I’m glad they added Amazon Alexa and Apple Car Play to the 2019 model. It was a bit of a sore spot on the 2018 and I think it helps address any technical shortcomings Lexus had to its rivals. I only had one real gripe with the LS and that was the lack of dedicated climate control buttons for the front seats. There is a seat climate button near the center arm rest, but you then need to interact with the infotainment system to make any changes to it. While I like this ability, I wish they had dedicated buttons for at least the driver to adjust heating/ventilation without the distraction of navigating through the infotainment system. Aside from this, and the odd placement of the 12v socket inside the cupholders, I think they made an amazing car.
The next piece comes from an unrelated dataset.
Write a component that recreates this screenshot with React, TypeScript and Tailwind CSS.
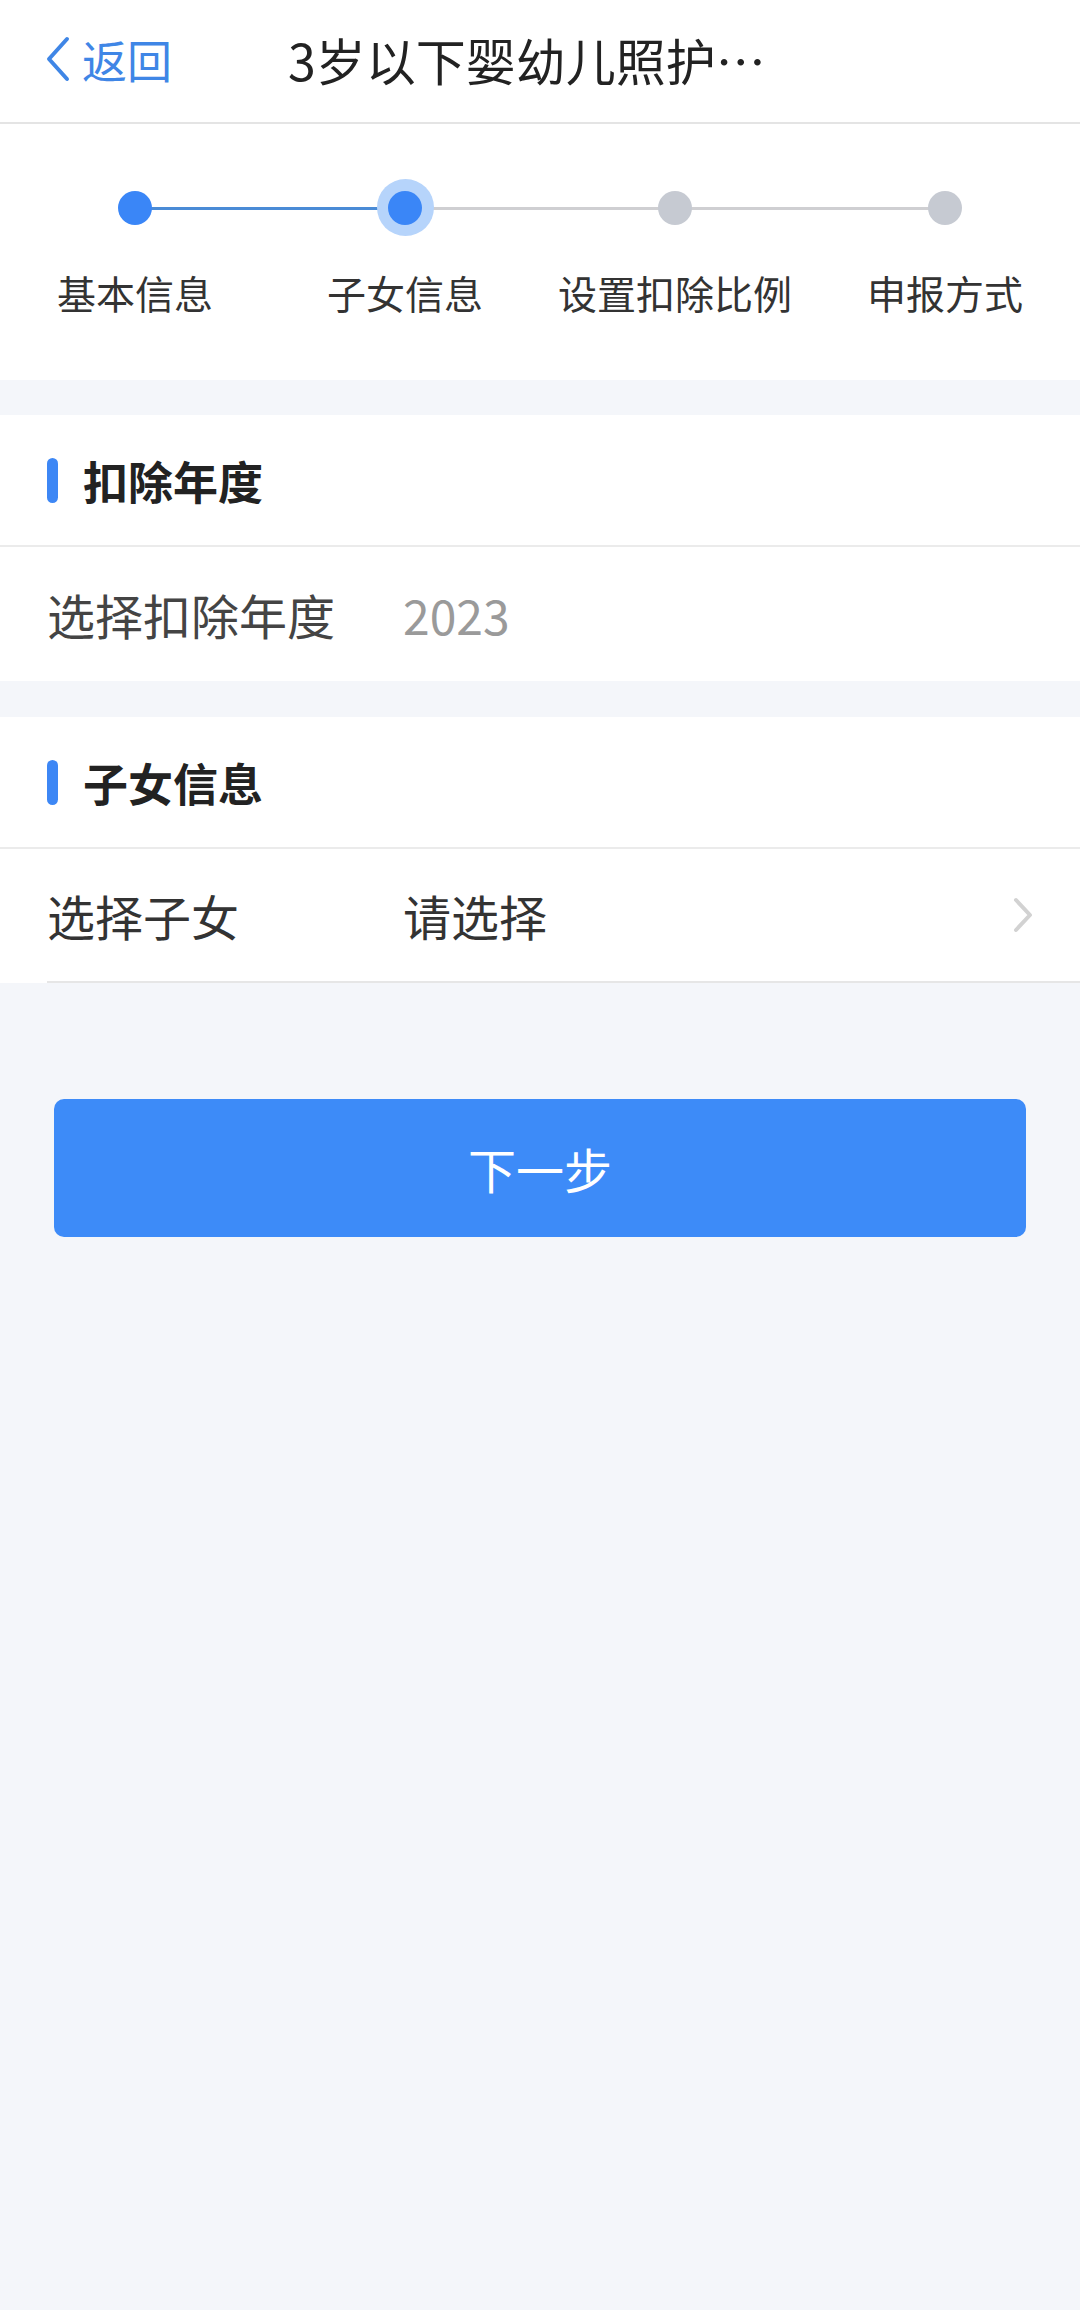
import React from "react";

const FONT = '"Noto Sans CJK SC", "Noto Sans", sans-serif';

const STEPS = ["基本信息", "子女信息", "设置扣除比例", "申报方式"];

const BackChevron = () => (
    <svg width="26" height="46" viewBox="0 0 26 46" fill="none">
        <path d="M23 3 L5 23 L23 43" stroke="#3f86e6" strokeWidth="4" strokeLinecap="round" strokeLinejoin="round" />
    </svg>
);

const RightChevron = () => (
    <svg width="22" height="36" viewBox="0 0 22 36" fill="none">
        <path d="M4 3 L18 18 L4 33" stroke="#d2d2d2" strokeWidth="4" strokeLinecap="round" strokeLinejoin="round" />
    </svg>
);

const Stepper = () => (
    <div className="bg-white h-[256px] pt-[55px]">
        <div className="relative h-[57px]">
            <div className="absolute left-[135px] w-[270px] top-[28px] h-[3px] bg-[#4a8bd6]" />
            <div className="absolute left-[405px] w-[540px] top-[28px] h-[3px] bg-[#cfcfd2]" />
            <div className="relative grid grid-cols-4 h-full">
                {STEPS.map((s, i) => (
                    <div key={s} className="flex items-center justify-center">
                        {i === 1 ? (
                            <div className="w-[57px] h-[57px] rounded-full bg-[#b6d4fb] flex items-center justify-center">
                                <div className="w-[34px] h-[34px] rounded-full bg-[#3a86f7]" />
                            </div>
                        ) : (
                            <div
                                className={
                                    i === 0
                                        ? "w-[34px] h-[34px] rounded-full bg-[#3a86f7]"
                                        : "w-[34px] h-[34px] rounded-full bg-[#c6cad2]"
                                }
                            />
                        )}
                    </div>
                ))}
            </div>
        </div>
        <div className="grid grid-cols-4 mt-[34px]">
            {STEPS.map((s) => (
                <div key={s} className="text-center text-[39px] leading-[44px] text-[#333]">
                    {s}
                </div>
            ))}
        </div>
    </div>
);

const SectionHeader = ({ title }: { title: string }) => (
    <div className="h-[132px] flex items-center pl-[47px] border-b-2 border-[#ebebeb]">
        <div className="w-[11px] h-[45px] rounded-full bg-[#3d87f5]" />
        <div className="ml-[25px] text-[45px] font-bold text-[#222] leading-none">{title}</div>
    </div>
);

export default function App() {
    return (
        <div className="min-h-[2310px] bg-[#f4f6fa]" style={{ fontFamily: FONT }}>
            {/* top bar */}
            <div className="h-[124px] bg-white border-b-2 border-[#e4e4e4] flex items-center pb-[4px]">
                <div className="flex items-center pl-[44px]">
                    <BackChevron />
                    <span className="ml-[12px] text-[45px] text-[#3f86e6] leading-none">返回</span>
                </div>
                <div className="ml-[116px] text-[50px] text-[#222] leading-none whitespace-nowrap">
                    3岁以下婴幼儿照护…
                </div>
            </div>

            <Stepper />

            <div className="mt-[35px] bg-white">
                <SectionHeader title="扣除年度" />
                <div className="h-[134px] flex items-center pl-[47px] text-[48px] leading-none">
                    <span className="w-[356px] text-[#444]">选择扣除年度</span>
                    <span className="text-[#9a9a9a]">2023</span>
                </div>
            </div>

            <div className="mt-[36px] bg-white">
                <SectionHeader title="子女信息" />
                <div className="ml-[47px] h-[134px] flex items-center border-b-2 border-[#e6e6e6] text-[48px] leading-none">
                    <span className="w-[356px] text-[#333]">选择子女</span>
                    <span className="flex-1 text-[#333]">请选择</span>
                    <span className="mr-[46px]">
                        <RightChevron />
                    </span>
                </div>
            </div>

            <div className="px-[54px] mt-[116px]">
                <button className="w-full h-[138px] rounded-[10px] bg-[#3d8bf8] text-white text-[48px] leading-none">
                    下一步
                </button>
            </div>
        </div>
    );
}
The LS has everything you want from a Luxury car, with Lexus build quality. It has an exceptionally stiff chassis so it handles well, while still giving you great performance, efficiency, and handling whenever you ask for it. Personally, I would pick the hybrid model with the Executive package (with Kiriko Glass) and Mark Levinson surround system. If you like additional safety features, consider adding the Lexus Safety System+ A ($3000) which adds radar cruise control, pre-collision detection with Front Cross-Traffic Alert, Active Steering Assist, Heads-Up Display, and more. As much as I love the performance options of the Ls 500 with the twin-turbo V6 and F Sport package, I think this is one of those rare occasions where the hybrid makes more sense.